When do things really mean what we think they mean? Would you believe me if I told you you were going to gaol tomorrow? What if a judge told you that in court?
I personally don’t think meaning is fixed, but rather, it is changeable, subject to context as well as to the individual’s model of the world and incoming information. So the meaning we make of things is constantly shifting, unless we fixate on a rigidly held belief about the topic or context.
If you think this is a useful distinction to be aware of, read on.
Reframing is changing the frame or the description of a situation, usually to make it more acceptable or functional. Reframing changes the concept so that the situation takes on a new meaning or takes place in a different context. It is about how to make sense of things.
You can start to think about times when you’ve used reframing yourself or when someone else used it in a situation in which you were involved.
But how do you use it?
You can reframe a situation by changing the context or the meaning of it.
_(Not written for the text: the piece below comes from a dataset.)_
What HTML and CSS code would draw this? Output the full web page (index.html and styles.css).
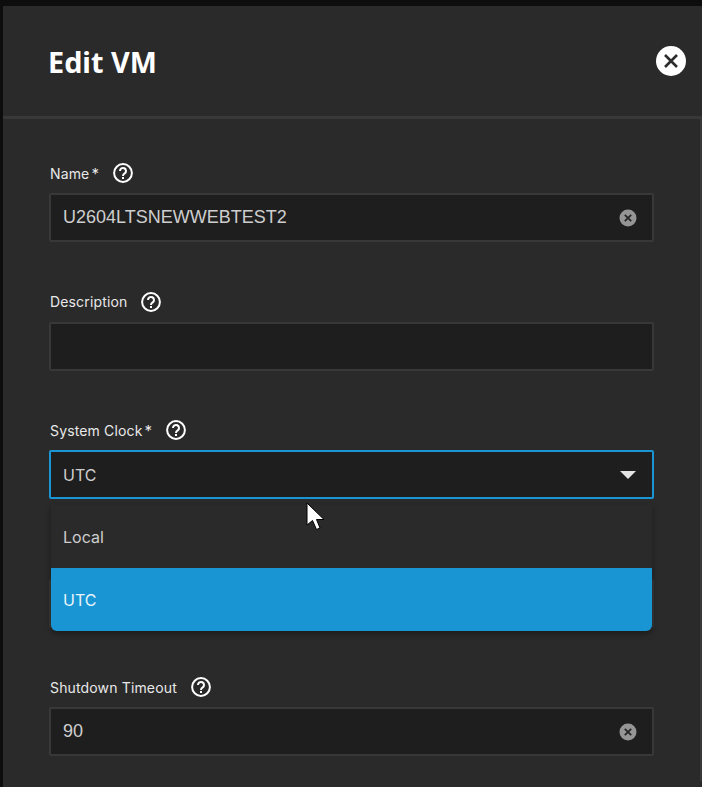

A meaning reframe means you can change the response to an experience by changing what the experience means to you or those involved. For instance, people who go to gaol are usually regarded as bad examples for the community. Or wait a minute, how about people like Nelson Mandela? He went to gaol, does that mean he’s a bad example for the community? Probably the complete opposite. Here was an exceptional man who was imprisoned for promoting a fair cause and living up to his values.
Can you start to see how this works?
Now, leaving the behaviour the same and placing it in a different context is an example of a context reframe.
If someone takes off all their clothes in a public place in broad daylight, they will probably be arrested and certainly attract news media attention. That person has crossed the boundary of most cultural norms, and their behaviour is “noticeable.” Yet every night, in the privacy of their homes, most people take off all their clothes when they get ready for bed, and no one raises an eyebrow.
Exceptionally effective leaders know about these principles and use them consistently, not only to influence others but also to influence their own behaviour.
The best way to understand this pattern is by using it, so go out there and take your next step towards Exceptional Effectiveness. I’d like to invite you to change the meaning of at least two things you don’t like doing right now. It can be something like washing up or doing your laundry; what’s important is that you try it now.
Start small at first and see it for yourself. It will change your life, just like it changed mine.
Remember, this is practical advice, not just another theory, so do go out and try it, and let me know how you went.